And then he says, "And those who mean not only to love life in that way but to see good days," days that are meaningful, days that are beneficial, days that are productive, purposeful, satisfying, not empty, vain, useless, unfulfilling days.  That's what he's talking about.

Those of you who want to really love life and see those kinds of days, here's the formula, here's the formula.  And I suppose it would be safe to say that there's nobody that doesn't want that.  Everybody wants that.  But the question comes as it often does. Where do you find it?  Where do you really find the love of life?  Where do you really find those good days?  What produces them, even for Christians?

The truth of the matter is I am confident that many of you do not love life in the way that you wish you did.  There are certain elements in your life you just don't love.  There are Christians — strange as it may seem — who even take their life.  That's how they hate it.  And I would say it's safe to say that many of you don't experience non-stop good days.  So it is essential to stop at this point and recognize that this injunction can be to Christians, all right?  That's a very important interpretive point here.  To understand that we're talking about Peter writing to believers and there are many of us, and I suppose at times, all of us who fail to love life as we should and do not see good days.

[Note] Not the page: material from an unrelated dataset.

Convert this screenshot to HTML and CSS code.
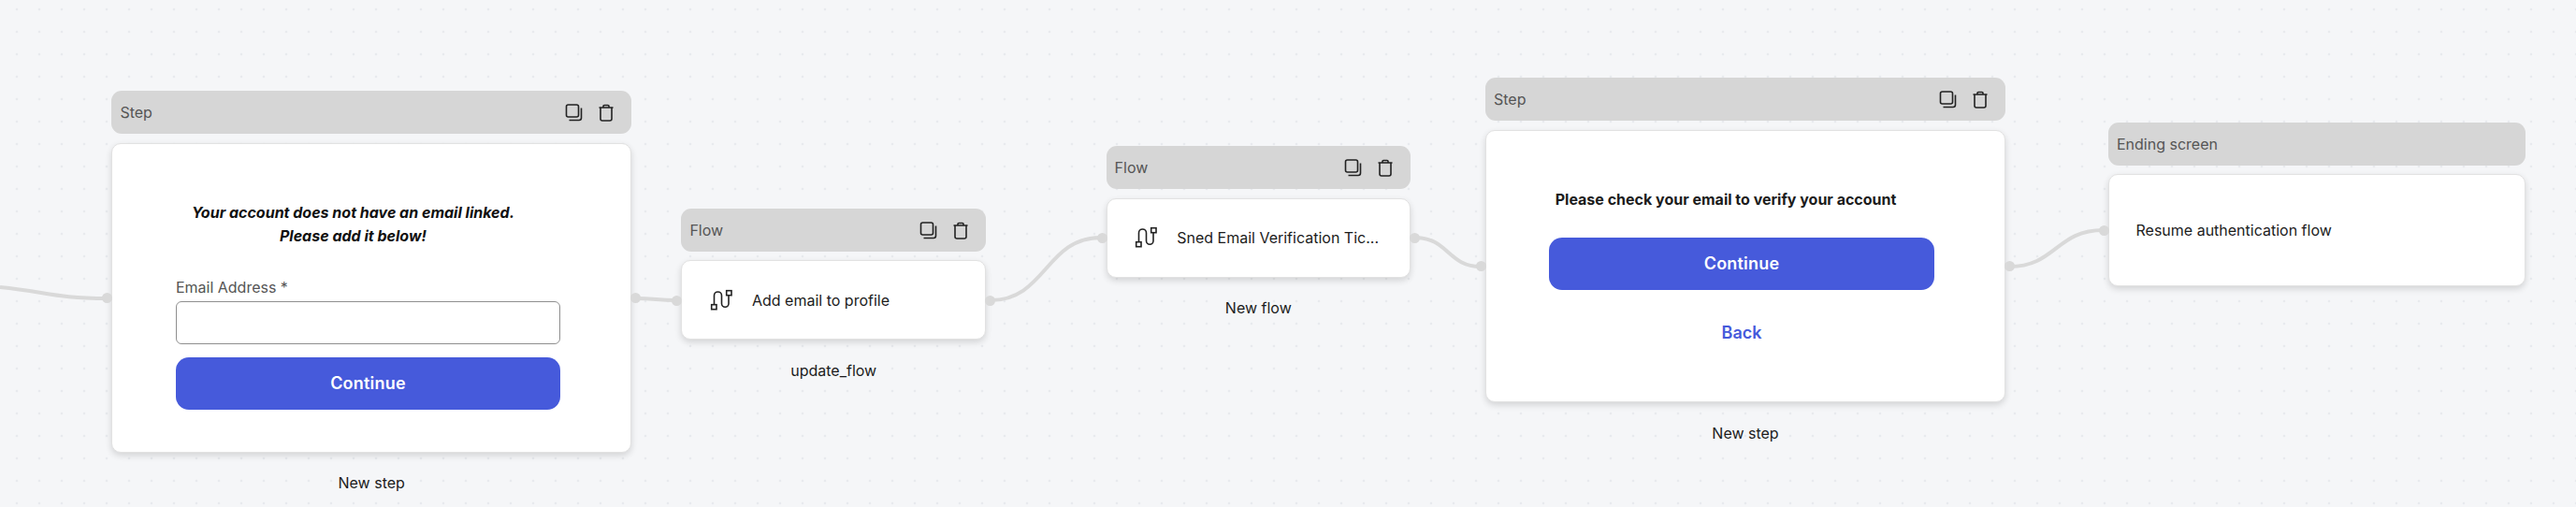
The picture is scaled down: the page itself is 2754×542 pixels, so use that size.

In the case of the readers to whom Peter was writing, this was particularly related perhaps to the difficulty of their life.  Back in chapter 1 verse 6 he says, "I recognize you have been distressed by various trials." That was true.  They were going through it, it wasn't easy.  Chapter 2 verse 11, he says, "You are strangers who are aliens,” and, “you are fighting fleshly lusts which war against the soul, you are living in a hostile environment."  Verse 20 and 21 he reminds them that you're going to have to suffer, that's the nature of living the Christian life in an ungodly environment.  In chapter 3 verse 14 again he reminds them that even if you should suffer for the sake of righteousness, you're blessed.  And again he points out their suffering.  Verse 15 again he reminds them of their suffering.  Verse 17 again he reminds them of their suffering.  In chapter 4 verse 1 he reminds them again of their suffering.  Down in verse 12 he says, "Don't be surprised at the fiery ordeal among you which comes upon you for your testing."  In verse 19 again he speaks about their suffering.  In chapter 5 verse 8 he tells them that the devil is after them like a roaring lion.  Verse 10 he reminds them again of their suffering.

So here are a group of people who from the standpoint of circumstances might...might understandably not love life and assess their days as particularly good days.  But Peter says to them, if you really mean to love life, and if you mean to see good days in spite of all of this, here's the formula, here's the formula.  And he proceeds to give them basically four simple points, and I want to share them with you briefly tonight, four simple, clear, direct points that will enable us to really love life and see good days.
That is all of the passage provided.